[AIM]: Output the data word for word, dropping every image.

********

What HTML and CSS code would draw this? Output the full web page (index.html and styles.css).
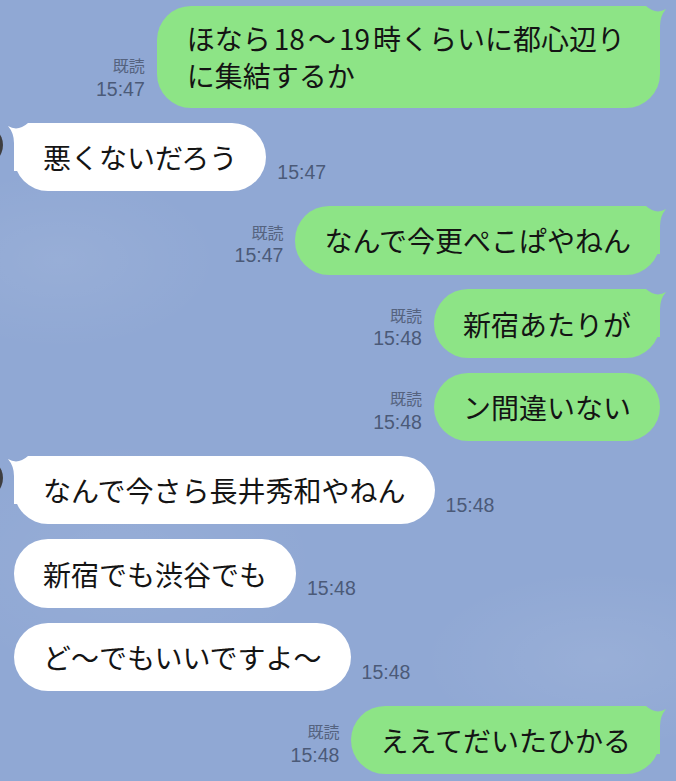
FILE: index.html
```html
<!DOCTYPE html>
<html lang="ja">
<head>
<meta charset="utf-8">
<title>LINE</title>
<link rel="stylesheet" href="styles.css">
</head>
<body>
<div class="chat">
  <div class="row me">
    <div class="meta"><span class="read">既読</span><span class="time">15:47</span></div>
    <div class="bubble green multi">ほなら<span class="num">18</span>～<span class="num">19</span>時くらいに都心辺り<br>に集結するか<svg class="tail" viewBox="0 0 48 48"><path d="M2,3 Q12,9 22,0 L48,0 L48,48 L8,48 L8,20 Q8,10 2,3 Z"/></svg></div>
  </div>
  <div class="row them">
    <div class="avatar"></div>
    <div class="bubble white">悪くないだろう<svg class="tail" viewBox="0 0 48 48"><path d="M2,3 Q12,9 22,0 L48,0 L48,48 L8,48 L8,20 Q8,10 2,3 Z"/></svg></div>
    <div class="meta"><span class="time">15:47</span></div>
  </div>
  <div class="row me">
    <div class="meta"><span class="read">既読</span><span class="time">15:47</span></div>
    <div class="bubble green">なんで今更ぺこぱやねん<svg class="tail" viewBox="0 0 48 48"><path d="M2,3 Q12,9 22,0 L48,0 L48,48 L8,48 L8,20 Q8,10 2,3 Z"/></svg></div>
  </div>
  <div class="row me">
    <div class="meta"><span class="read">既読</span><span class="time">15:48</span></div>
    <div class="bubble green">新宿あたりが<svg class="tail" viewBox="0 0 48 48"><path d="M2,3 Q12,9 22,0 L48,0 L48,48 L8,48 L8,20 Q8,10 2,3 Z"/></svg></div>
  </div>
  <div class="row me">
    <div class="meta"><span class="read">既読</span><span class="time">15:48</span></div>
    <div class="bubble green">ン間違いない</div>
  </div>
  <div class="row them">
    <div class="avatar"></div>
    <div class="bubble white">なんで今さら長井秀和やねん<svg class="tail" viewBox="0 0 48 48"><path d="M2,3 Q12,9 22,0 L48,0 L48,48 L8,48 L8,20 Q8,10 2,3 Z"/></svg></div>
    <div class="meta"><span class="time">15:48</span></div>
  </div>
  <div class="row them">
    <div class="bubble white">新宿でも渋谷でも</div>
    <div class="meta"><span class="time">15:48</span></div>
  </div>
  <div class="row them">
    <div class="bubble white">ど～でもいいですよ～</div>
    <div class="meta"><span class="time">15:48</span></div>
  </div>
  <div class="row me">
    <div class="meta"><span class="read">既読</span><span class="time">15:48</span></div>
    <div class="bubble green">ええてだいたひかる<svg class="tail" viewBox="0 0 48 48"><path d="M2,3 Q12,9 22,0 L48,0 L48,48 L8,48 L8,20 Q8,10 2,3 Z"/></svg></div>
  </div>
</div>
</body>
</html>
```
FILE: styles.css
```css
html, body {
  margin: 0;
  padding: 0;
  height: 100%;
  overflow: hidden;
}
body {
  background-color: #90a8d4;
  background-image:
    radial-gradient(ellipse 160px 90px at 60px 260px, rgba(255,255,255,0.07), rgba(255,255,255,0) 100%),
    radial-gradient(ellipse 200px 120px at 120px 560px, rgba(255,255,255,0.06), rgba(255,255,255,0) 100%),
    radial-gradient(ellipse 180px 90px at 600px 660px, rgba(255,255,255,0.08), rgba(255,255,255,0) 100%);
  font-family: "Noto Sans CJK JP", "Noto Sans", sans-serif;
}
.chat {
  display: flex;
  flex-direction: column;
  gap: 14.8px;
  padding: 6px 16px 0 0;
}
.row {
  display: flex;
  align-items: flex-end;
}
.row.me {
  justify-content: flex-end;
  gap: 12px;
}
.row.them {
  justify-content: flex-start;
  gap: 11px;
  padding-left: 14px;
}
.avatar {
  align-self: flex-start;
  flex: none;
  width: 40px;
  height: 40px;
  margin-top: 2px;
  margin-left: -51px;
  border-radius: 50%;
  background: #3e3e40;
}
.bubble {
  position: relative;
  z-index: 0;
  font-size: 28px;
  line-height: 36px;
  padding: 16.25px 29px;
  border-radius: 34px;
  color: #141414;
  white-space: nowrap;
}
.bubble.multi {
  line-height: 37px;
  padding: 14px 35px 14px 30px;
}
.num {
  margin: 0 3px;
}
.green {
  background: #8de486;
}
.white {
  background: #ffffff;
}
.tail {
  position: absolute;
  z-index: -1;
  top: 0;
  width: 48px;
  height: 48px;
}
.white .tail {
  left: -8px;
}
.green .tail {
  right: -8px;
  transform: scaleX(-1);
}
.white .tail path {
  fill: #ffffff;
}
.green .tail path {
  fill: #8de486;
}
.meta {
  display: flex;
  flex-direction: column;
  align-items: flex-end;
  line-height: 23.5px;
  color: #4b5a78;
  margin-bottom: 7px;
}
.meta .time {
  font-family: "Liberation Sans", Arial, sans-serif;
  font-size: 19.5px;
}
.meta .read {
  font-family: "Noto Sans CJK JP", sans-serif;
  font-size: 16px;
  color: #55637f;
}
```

********

[TASK OUTPUT]:
What HTML and CSS code would draw this? Output the full web page (index.html and styles.css).
FILE: index.html
```html
<!DOCTYPE html>
<html lang="ja">
<head>
<meta charset="utf-8">
<title>LINE</title>
<link rel="stylesheet" href="styles.css">
</head>
<body>
<div class="chat">
  <div class="row me">
    <div class="meta"><span class="read">既読</span><span class="time">15:47</span></div>
    <div class="bubble green multi">ほなら<span class="num">18</span>～<span class="num">19</span>時くらいに都心辺り<br>に集結するか<svg class="tail" viewBox="0 0 48 48"><path d="M2,3 Q12,9 22,0 L48,0 L48,48 L8,48 L8,20 Q8,10 2,3 Z"/></svg></div>
  </div>
  <div class="row them">
    <div class="avatar"></div>
    <div class="bubble white">悪くないだろう<svg class="tail" viewBox="0 0 48 48"><path d="M2,3 Q12,9 22,0 L48,0 L48,48 L8,48 L8,20 Q8,10 2,3 Z"/></svg></div>
    <div class="meta"><span class="time">15:47</span></div>
  </div>
  <div class="row me">
    <div class="meta"><span class="read">既読</span><span class="time">15:47</span></div>
    <div class="bubble green">なんで今更ぺこぱやねん<svg class="tail" viewBox="0 0 48 48"><path d="M2,3 Q12,9 22,0 L48,0 L48,48 L8,48 L8,20 Q8,10 2,3 Z"/></svg></div>
  </div>
  <div class="row me">
    <div class="meta"><span class="read">既読</span><span class="time">15:48</span></div>
    <div class="bubble green">新宿あたりが<svg class="tail" viewBox="0 0 48 48"><path d="M2,3 Q12,9 22,0 L48,0 L48,48 L8,48 L8,20 Q8,10 2,3 Z"/></svg></div>
  </div>
  <div class="row me">
    <div class="meta"><span class="read">既読</span><span class="time">15:48</span></div>
    <div class="bubble green">ン間違いない</div>
  </div>
  <div class="row them">
    <div class="avatar"></div>
    <div class="bubble white">なんで今さら長井秀和やねん<svg class="tail" viewBox="0 0 48 48"><path d="M2,3 Q12,9 22,0 L48,0 L48,48 L8,48 L8,20 Q8,10 2,3 Z"/></svg></div>
    <div class="meta"><span class="time">15:48</span></div>
  </div>
  <div class="row them">
    <div class="bubble white">新宿でも渋谷でも</div>
    <div class="meta"><span class="time">15:48</span></div>
  </div>
  <div class="row them">
    <div class="bubble white">ど～でもいいですよ～</div>
    <div class="meta"><span class="time">15:48</span></div>
  </div>
  <div class="row me">
    <div class="meta"><span class="read">既読</span><span class="time">15:48</span></div>
    <div class="bubble green">ええてだいたひかる<svg class="tail" viewBox="0 0 48 48"><path d="M2,3 Q12,9 22,0 L48,0 L48,48 L8,48 L8,20 Q8,10 2,3 Z"/></svg></div>
  </div>
</div>
</body>
</html>
```
FILE: styles.css
```css
html, body {
  margin: 0;
  padding: 0;
  height: 100%;
  overflow: hidden;
}
body {
  background-color: #90a8d4;
  background-image:
    radial-gradient(ellipse 160px 90px at 60px 260px, rgba(255,255,255,0.07), rgba(255,255,255,0) 100%),
    radial-gradient(ellipse 200px 120px at 120px 560px, rgba(255,255,255,0.06), rgba(255,255,255,0) 100%),
    radial-gradient(ellipse 180px 90px at 600px 660px, rgba(255,255,255,0.08), rgba(255,255,255,0) 100%);
  font-family: "Noto Sans CJK JP", "Noto Sans", sans-serif;
}
.chat {
  display: flex;
  flex-direction: column;
  gap: 14.8px;
  padding: 6px 16px 0 0;
}
.row {
  display: flex;
  align-items: flex-end;
}
.row.me {
  justify-content: flex-end;
  gap: 12px;
}
.row.them {
  justify-content: flex-start;
  gap: 11px;
  padding-left: 14px;
}
.avatar {
  align-self: flex-start;
  flex: none;
  width: 40px;
  height: 40px;
  margin-top: 2px;
  margin-left: -51px;
  border-radius: 50%;
  background: #3e3e40;
}
.bubble {
  position: relative;
  z-index: 0;
  font-size: 28px;
  line-height: 36px;
  padding: 16.25px 29px;
  border-radius: 34px;
  color: #141414;
  white-space: nowrap;
}
.bubble.multi {
  line-height: 37px;
  padding: 14px 35px 14px 30px;
}
.num {
  margin: 0 3px;
}
.green {
  background: #8de486;
}
.white {
  background: #ffffff;
}
.tail {
  position: absolute;
  z-index: -1;
  top: 0;
  width: 48px;
  height: 48px;
}
.white .tail {
  left: -8px;
}
.green .tail {
  right: -8px;
  transform: scaleX(-1);
}
.white .tail path {
  fill: #ffffff;
}
.green .tail path {
  fill: #8de486;
}
.meta {
  display: flex;
  flex-direction: column;
  align-items: flex-end;
  line-height: 23.5px;
  color: #4b5a78;
  margin-bottom: 7px;
}
.meta .time {
  font-family: "Liberation Sans", Arial, sans-serif;
  font-size: 19.5px;
}
.meta .read {
  font-family: "Noto Sans CJK JP", sans-serif;
  font-size: 16px;
  color: #55637f;
}
```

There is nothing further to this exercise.